Provided data:
■ ■ ■

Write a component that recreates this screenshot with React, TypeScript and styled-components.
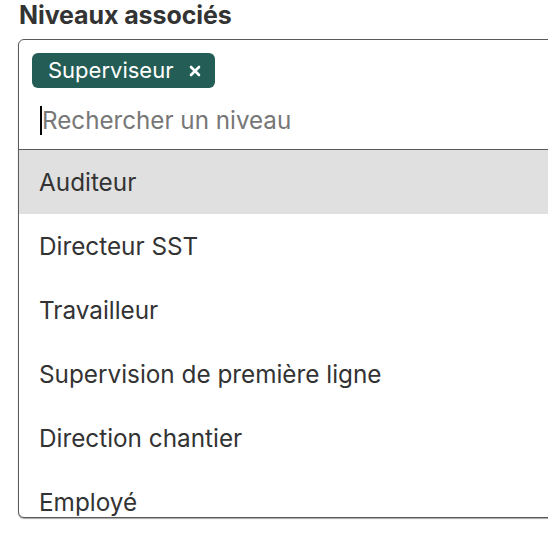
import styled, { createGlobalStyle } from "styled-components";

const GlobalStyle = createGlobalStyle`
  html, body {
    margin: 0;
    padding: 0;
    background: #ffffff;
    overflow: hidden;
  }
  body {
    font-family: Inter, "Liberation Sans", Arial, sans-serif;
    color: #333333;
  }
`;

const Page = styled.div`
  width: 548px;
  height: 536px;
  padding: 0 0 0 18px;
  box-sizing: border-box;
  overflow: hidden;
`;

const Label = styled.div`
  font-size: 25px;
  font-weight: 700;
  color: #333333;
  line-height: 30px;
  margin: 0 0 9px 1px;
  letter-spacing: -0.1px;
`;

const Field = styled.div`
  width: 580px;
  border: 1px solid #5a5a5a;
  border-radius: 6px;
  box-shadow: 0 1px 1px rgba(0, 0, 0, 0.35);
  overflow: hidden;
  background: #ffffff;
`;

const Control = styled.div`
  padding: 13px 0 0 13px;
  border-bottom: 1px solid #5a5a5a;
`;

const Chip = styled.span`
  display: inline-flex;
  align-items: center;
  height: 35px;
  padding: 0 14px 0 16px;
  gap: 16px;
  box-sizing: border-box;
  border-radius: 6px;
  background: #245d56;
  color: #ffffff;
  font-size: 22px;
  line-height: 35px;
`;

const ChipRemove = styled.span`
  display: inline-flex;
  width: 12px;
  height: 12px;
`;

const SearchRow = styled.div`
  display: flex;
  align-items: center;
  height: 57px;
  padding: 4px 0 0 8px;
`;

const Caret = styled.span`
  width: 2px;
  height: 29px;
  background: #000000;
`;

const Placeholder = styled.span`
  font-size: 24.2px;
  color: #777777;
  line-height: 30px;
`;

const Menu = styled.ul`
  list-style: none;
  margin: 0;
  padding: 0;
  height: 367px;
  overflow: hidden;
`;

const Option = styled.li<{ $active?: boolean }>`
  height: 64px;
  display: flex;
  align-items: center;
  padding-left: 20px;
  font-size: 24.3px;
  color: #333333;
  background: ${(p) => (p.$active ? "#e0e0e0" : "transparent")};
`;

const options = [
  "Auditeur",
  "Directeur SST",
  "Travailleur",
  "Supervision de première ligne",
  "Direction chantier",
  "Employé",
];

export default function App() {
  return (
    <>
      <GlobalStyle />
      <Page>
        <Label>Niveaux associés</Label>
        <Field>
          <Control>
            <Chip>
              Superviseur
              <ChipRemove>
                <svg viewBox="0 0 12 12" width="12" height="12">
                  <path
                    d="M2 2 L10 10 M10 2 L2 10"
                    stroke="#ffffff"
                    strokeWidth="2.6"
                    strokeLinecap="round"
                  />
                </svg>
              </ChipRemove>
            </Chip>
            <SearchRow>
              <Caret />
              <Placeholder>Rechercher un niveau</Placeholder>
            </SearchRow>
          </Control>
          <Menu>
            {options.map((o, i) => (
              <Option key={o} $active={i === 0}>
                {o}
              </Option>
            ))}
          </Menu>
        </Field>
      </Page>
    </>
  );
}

■ ■ ■

Set problem:
Return the listing above word for word, with the pictures removed.

Finished task:
Write a component that recreates this screenshot with React, TypeScript and styled-components.
import styled, { createGlobalStyle } from "styled-components";

const GlobalStyle = createGlobalStyle`
  html, body {
    margin: 0;
    padding: 0;
    background: #ffffff;
    overflow: hidden;
  }
  body {
    font-family: Inter, "Liberation Sans", Arial, sans-serif;
    color: #333333;
  }
`;

const Page = styled.div`
  width: 548px;
  height: 536px;
  padding: 0 0 0 18px;
  box-sizing: border-box;
  overflow: hidden;
`;

const Label = styled.div`
  font-size: 25px;
  font-weight: 700;
  color: #333333;
  line-height: 30px;
  margin: 0 0 9px 1px;
  letter-spacing: -0.1px;
`;

const Field = styled.div`
  width: 580px;
  border: 1px solid #5a5a5a;
  border-radius: 6px;
  box-shadow: 0 1px 1px rgba(0, 0, 0, 0.35);
  overflow: hidden;
  background: #ffffff;
`;

const Control = styled.div`
  padding: 13px 0 0 13px;
  border-bottom: 1px solid #5a5a5a;
`;

const Chip = styled.span`
  display: inline-flex;
  align-items: center;
  height: 35px;
  padding: 0 14px 0 16px;
  gap: 16px;
  box-sizing: border-box;
  border-radius: 6px;
  background: #245d56;
  color: #ffffff;
  font-size: 22px;
  line-height: 35px;
`;

const ChipRemove = styled.span`
  display: inline-flex;
  width: 12px;
  height: 12px;
`;

const SearchRow = styled.div`
  display: flex;
  align-items: center;
  height: 57px;
  padding: 4px 0 0 8px;
`;

const Caret = styled.span`
  width: 2px;
  height: 29px;
  background: #000000;
`;

const Placeholder = styled.span`
  font-size: 24.2px;
  color: #777777;
  line-height: 30px;
`;

const Menu = styled.ul`
  list-style: none;
  margin: 0;
  padding: 0;
  height: 367px;
  overflow: hidden;
`;

const Option = styled.li<{ $active?: boolean }>`
  height: 64px;
  display: flex;
  align-items: center;
  padding-left: 20px;
  font-size: 24.3px;
  color: #333333;
  background: ${(p) => (p.$active ? "#e0e0e0" : "transparent")};
`;

const options = [
  "Auditeur",
  "Directeur SST",
  "Travailleur",
  "Supervision de première ligne",
  "Direction chantier",
  "Employé",
];

export default function App() {
  return (
    <>
      <GlobalStyle />
      <Page>
        <Label>Niveaux associés</Label>
        <Field>
          <Control>
            <Chip>
              Superviseur
              <ChipRemove>
                <svg viewBox="0 0 12 12" width="12" height="12">
                  <path
                    d="M2 2 L10 10 M10 2 L2 10"
                    stroke="#ffffff"
                    strokeWidth="2.6"
                    strokeLinecap="round"
                  />
                </svg>
              </ChipRemove>
            </Chip>
            <SearchRow>
              <Caret />
              <Placeholder>Rechercher un niveau</Placeholder>
            </SearchRow>
          </Control>
          <Menu>
            {options.map((o, i) => (
              <Option key={o} $active={i === 0}>
                {o}
              </Option>
            ))}
          </Menu>
        </Field>
      </Page>
    </>
  );
}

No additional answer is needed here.